Once you get to Leek Springs, stop and set your odometer. Continue past Leek Springs another 2.5 miles to find another historic T-post marking the Emigrant Trail. The T-post itself is not easily visible from the road, so watch carefully for the pullout on your right.

Look for this pull-off on your right.

This Trail marker bears a great quote from an early emigrant named Tiffany, describing how the old route followed the ridge along the “divide.” That means that in many places the early Emigrant Trail stayed higher than today’s road. But its general path was roughly the same.

Tiffany passed this way in the summer of 1849.
Note the classic rounded triangle marker, confirming you’re standing on the original Emigrant Trail. It always gives me goosebumps!

Keep an eye out as you travel the next few miles and you’ll see the old roadbed switching back and forth across the new one.
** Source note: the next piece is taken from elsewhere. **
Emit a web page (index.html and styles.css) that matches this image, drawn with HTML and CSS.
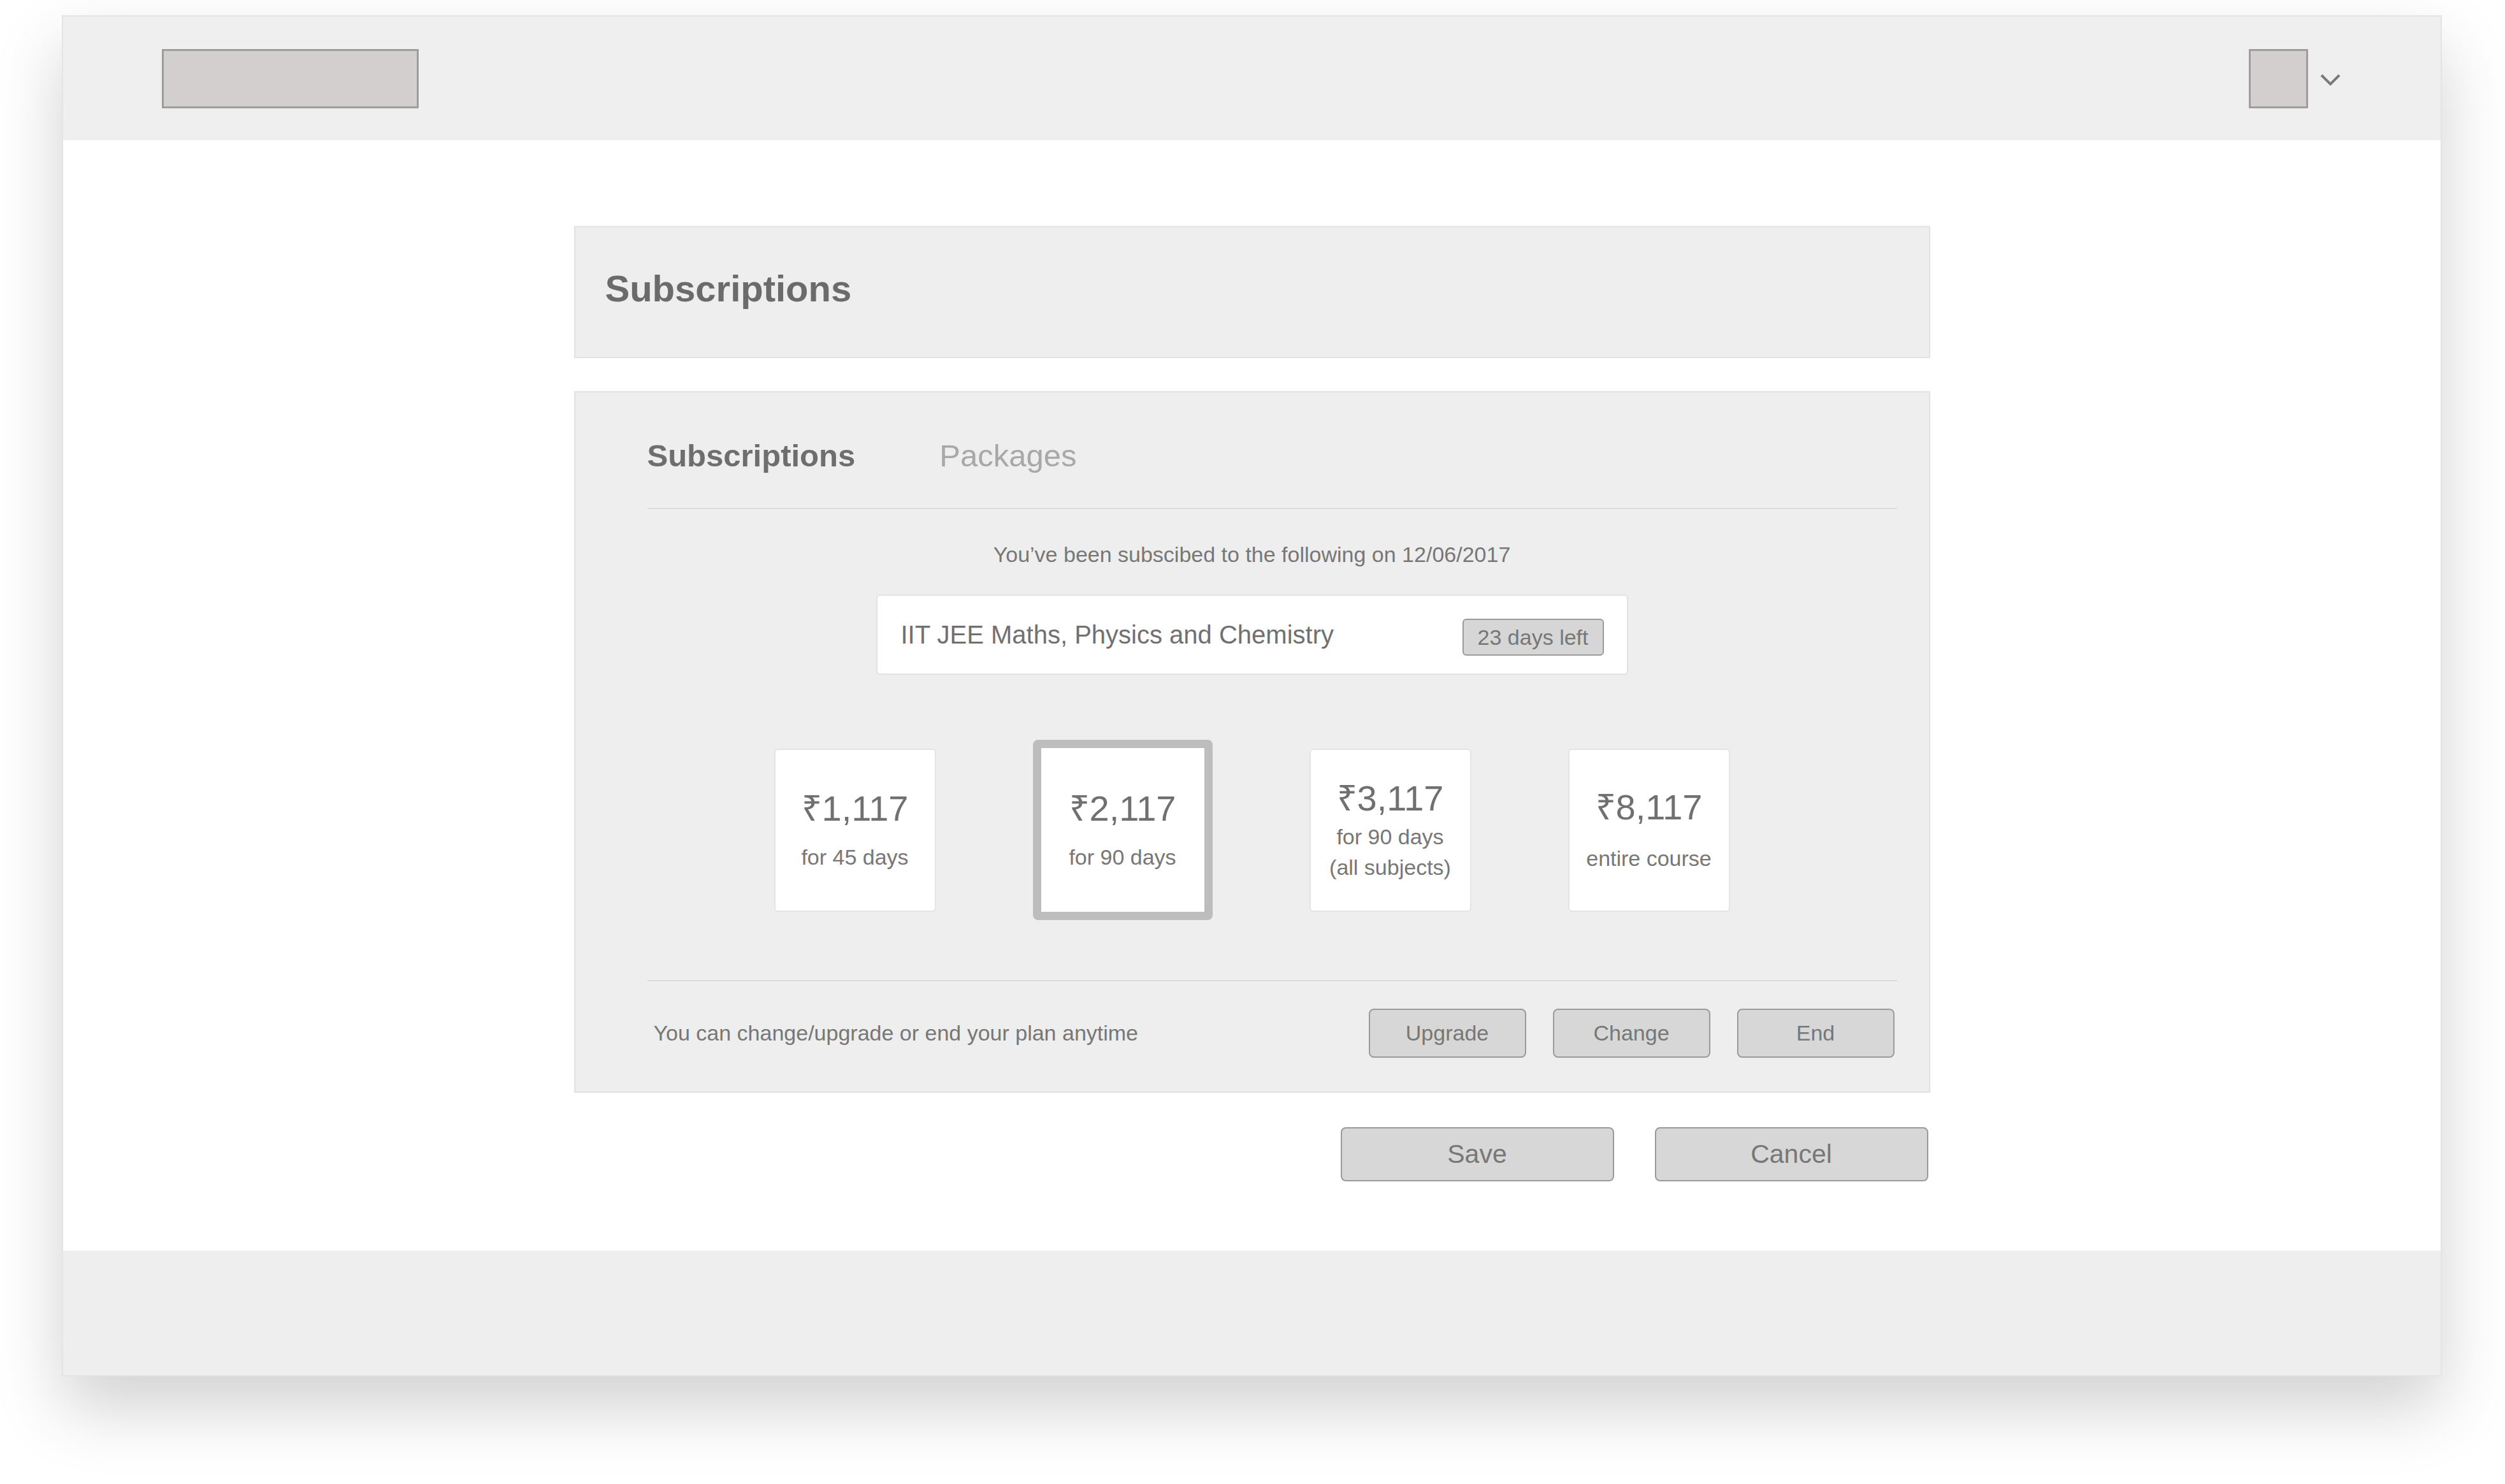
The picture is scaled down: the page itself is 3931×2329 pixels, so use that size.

At odometer reading 4.4 miles, for example, the Trail crosses from your right to left over the current paved roadway to follow the ridge. And at 4.6, it swings back again to the right.

At 9.9 miles you’ll begin to see oak trees make an appearance. Westward-bound gold-seekers were happy to welcome this lower-elevation vegetation species, as they now were able to feed oak leaves to their hungry cattle.

The oak trees were beautiful in the late summer and early fall — and so welcome as forage for emigrants’ cattle!

About 21.5 miles into your journey you’ll come to beautiful Jenkinson Lake. After crossing the second dam, watch for a beautiful green-patinaed historic plaque on your right, erected by the Pollock Pines Rotary.

Jenkinson Lake
Admire the great patina on this plaque honoring Walter E. Jenkinson, who championed the creation of the lake which today bears his name. As the plaque notes, this Lake provides an important source of water to the valley.

Here at the Lake, the Jenkinson Lake Sly Park Recreation Area offers a cool waterfall hike, and yes, dogs are allowed (for an extra fee!). For complete information about the park and great photos of the waterfall and the hiking trail, check out this description here. (Scroll down after the page opens.)

Before the lake was created by the dams, this area was a large stream-fed meadow. This made it a great spot for grazing, and the eastward-bound Mormon Battalion stopped here to camp for over a week in July, 1848, dubbing it “Sly Park” (after one of their members), for its “park-like” appearance. Here the anxious Mormons dispatched ten of their men to find the trail ahead and also to look for their three missing scouts (whose bodies they’d sadly find when they eventually reached Tragedy Spring). For a great summary of the history of Sly Park, including its prehistoric use by native Maidu and Miwok peoples and early local ranchers, read here.

As you continue the journey you’ll soon reach a stop sign where the road comes to a “T”. Re-set your odometer here and take left-hand road toward Pleasant Valley on Sly Park Road. In another 1.5 miles you’ll pass an Environmental Ed Center on your right; this is used to teach teachers about environmental issues. (For more information about the Center, see www.slyparkcenter.org).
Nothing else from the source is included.